How do you break the mind control over a studying witness?

by jgnat 8 Replies latest social relationships

  • jgnat
    jgnat

    A fellow poster privately asked me this question. It's a great question and I thought it was worthy of a public response, so here it is.

    Q..my best friend has been studying with [the JW's] for 9 yrs. Not baptised yet, but heading that direction. I've been trying to learn as much as I can and prepare myself to present "thought-provoking questions" whenever I can. Trying to prepare myself for all the rebuttals also. It's a never ending process! I am curious as to what kind of success you have had in breaking the mind control that the WTS has over your husband?

    A. If your friend has been studying for nine years, I think they are well past being easily turned from the WTS. A well-laid argument won't do the trick Within three weeks of a new study, a JW will have primed the person for "opposition". And this "opposition" they are told, is directly from Satan!

    Becoming a JW takes a lot of time and study. Even if the study starts to doubt, their natural tendency to avoid dissonance (how could I have been so stupid?) will encourage them to be resolved to stick it out. Read up on cognitive dissonance to better understand this phenomenon. http://www.learningandteaching.info/learning/dissonance.htm

    On the plus side, if it has taken nine years for your friend to make up his mind, there may be something holding him back. Does he smoke? If so, the JW's will insist he quit first. If it's not a secret sin holding him back from baptism, he may indeed harbour secret doubts about the organization. You may be able to smoke this out by asking some leading questions like, "Is there anything that would convince you that they don't have the truth?"

    Never ending process indeed! I've been at it for five years, with no end in sight. It seems a JW goes through cycles of devotion, and that there are two distinct personalities inside them. One is the person you know and love, and the other is the "put on" cult personality.

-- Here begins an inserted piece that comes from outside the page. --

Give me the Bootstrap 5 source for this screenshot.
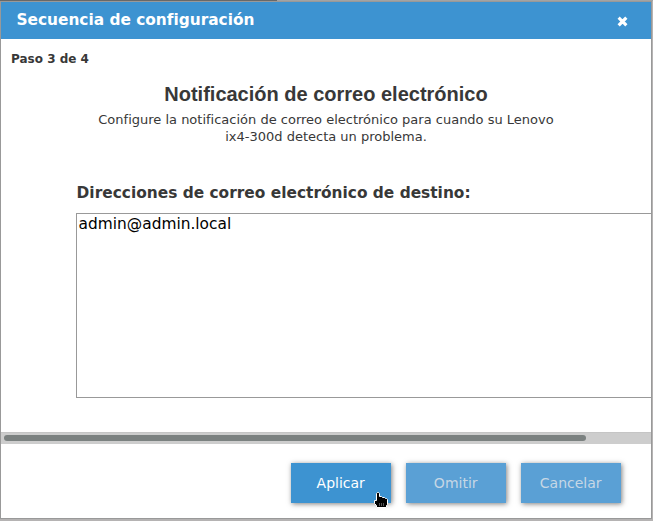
<!DOCTYPE html>
<html lang="es">
<head>
<meta charset="utf-8">
<meta name="viewport" content="width=device-width, initial-scale=1">
<title>Secuencia de configuración</title>
<link href="https://cdn.jsdelivr.net/npm/bootstrap@5.3.0/dist/css/bootstrap.min.css" rel="stylesheet">
<style>
body{width:653px;height:521px;background:linear-gradient(90deg,#686868 277px,#a3a3a3 277px) 0 0/100% 1px no-repeat,#b5b3b3;font-family:"DejaVu Sans",sans-serif;color:#383838;padding-top:1px}
.dialog{width:652px;height:518px;border:1px solid #999;background:#fff}
.titlebar{height:37px;background:#3d93d1;padding:0 23px 1px 15.5px}
.titlebar h1{font-size:15.36px;line-height:20px}
.close-btn{width:11px;height:11px;margin-top:3px}
.step{font-size:12px;line-height:18px;padding:11px 10px 0}
.heading{font-family:"Liberation Sans",sans-serif;font-size:20px;line-height:24px;margin-top:14px}
.description{font-size:13px;line-height:17px;width:470px;margin-top:5px}
.fields{margin:38px 0 0 75px}
.fields label{font-size:15.4px;line-height:20px;padding-left:.6px}
.addresses{display:block;width:700px;height:185px;border:1px solid #999;font:15.4px/18px "DejaVu Sans",sans-serif;color:#000;padding:1px 1.6px;resize:none;margin-top:10px;outline:0}
.track{height:12px;background:#cdcdcd;padding:2px 3px;border-top:1px solid #c5c5c5}
.thumb{width:582px;height:6px;background:#7b8180}
.actions{height:74px;padding:19px 30px 0;gap:15px}
.actions .btn{width:100px;height:40px;background:#3d93d1;color:#fff;font-size:14px;padding:0 .6px 0 0;box-shadow:1px 1px 5px rgba(0,0,0,.5)}
.actions .btn:disabled{background:#5aa0d5;color:#c6d7e5;opacity:1}
.pointer{left:82px;top:29px;width:16px;height:18px}
</style>
</head>
<body class="overflow-hidden">
<main class="dialog d-flex flex-column overflow-hidden">
  <header class="titlebar d-flex align-items-center justify-content-between text-white flex-shrink-0">
    <h1 class="fw-bold m-0">Secuencia de configuración</h1>
    <button class="close-btn border-0 bg-transparent p-0 d-flex" aria-label="Cerrar"><svg width="11" height="11" viewBox="0 0 11 11"><path d="M2.8 2.8 8.2 8.2M8.2 2.8 2.8 8.2" stroke="#fff" stroke-width="3.2" stroke-linecap="square"/></svg></button>
  </header>
  <section class="overflow-hidden flex-grow-1">
    <p class="step fw-bold m-0">Paso 3 de 4</p>
    <h2 class="heading fw-bold text-center mb-0">Notificación de correo electrónico</h2>
    <p class="description text-center mx-auto mb-0">Configure la notificación de correo electrónico para cuando su Lenovo ix4-300d detecta un problema.</p>
    <div class="fields">
      <label for="addresses" class="fw-bold d-block">Direcciones de correo electrónico de destino:</label>
      <textarea id="addresses" class="addresses" spellcheck="false">admin@admin.local</textarea>
    </div>
  </section>
  <div class="track flex-shrink-0"><div class="thumb rounded-pill"></div></div>
  <footer class="actions d-flex justify-content-end flex-shrink-0">
    <div class="position-relative">
      <button class="btn border-0 rounded-0">Aplicar</button>
      <svg class="pointer position-absolute" viewBox="0 0 16 18"><path d="M3.500 1.500l1-1h1l1 1v3h2l1 1h2l1 1h1l1 1v5l-1 1v2H3.500v-2l-2-2V8.500h2z" fill="#000" stroke="#fff"/><path d="M6.500 11v3m2-3v3m2-3v3" stroke="#666" stroke-width=".8"/></svg>
    </div>
    <button class="btn border-0 rounded-0" disabled>Omitir</button>
    <button class="btn border-0 rounded-0" disabled>Cancelar</button>
  </footer>
</main>
<script src="https://cdn.jsdelivr.net/npm/bootstrap@5.3.0/dist/js/bootstrap.bundle.min.js"></script>
</body>
</html>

Steve Hassan suggests making peace with the cult personality, and coax the natural personality in to the open as much as possible. So again, doctrinal arguments with the "cult personality" are pretty useless. They just end up digging themselves in deeper. I suggest also that you purchase Steve Hassan's "Combatting Cult Mind Control" http://www.freedomofmind.com/

    How do you coax out the natural personality? Reminisce of times together. Talk about their hobbies and interests. Ask about their childhood, their hopes and dreams. Tease them about some quirk in their nature that makes them uniquely them. Reward independent thinking, and always honor their choices. I notice the natural personality comes to the fore the longer away they are from the witnesses, so if you can get them to take a break from a regularly scheduled meeting, that's great! The cult personality starts to take hold again about eighteen hours before the next meeting.

    As for thought-provoking questions, I suggest bringing them up when the natural personality is at the strongest. Bring up the thought or idea, and if they show any anxiety, quickly drop it. You've done your job, you've planted the seed.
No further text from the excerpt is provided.